Robinson placed a $25 ad on Craigslist looking for a producer; he didn’t include any details about the movie, other than his dedication to it.

He got 400 replies. From there, the project has been a whirlwind – Robinson didn’t realize until recently that it was being released near the 10th anniversary of the school shooting. It opens to select theaters across the country April 24. The film does not have any scheduled screenings in Steamboat Springs.

“This film doesn’t set out to say, ‘Here’s why these things at Columbine happened.’ It’s a film that brings meaning to the images that we’ve grown accustomed to seeing. : This film was really showing that there’s more than just 14 victims or 15 victims or 30 victims.
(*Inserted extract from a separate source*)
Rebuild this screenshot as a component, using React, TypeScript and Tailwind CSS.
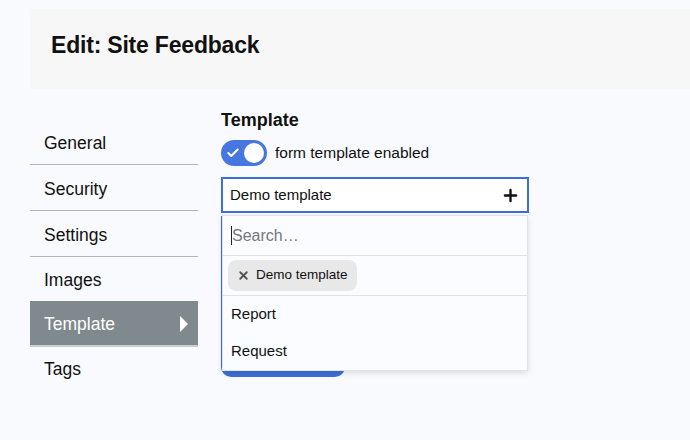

It’s more than the people who lose their lives – it’s about everybody,” Robinson said.

For more

“April Showers” follows six survivors of the 1999 Columbine High School shooting in their weeks of grieving after the event. The film is written and directed by Columbine alumnus Andrew Robinson, who was a senior at the school at the time of the shooting. The cast includes Tom Arnold (“True Lies”), Illeana Douglas (“Ghost World”), Kelly Blatz (“Prom Night”) and former Steamboat Springs High School student Ellen Woglom (“Law and Order: SVU”). The film does not have any scheduled screenings in Steamboat Springs.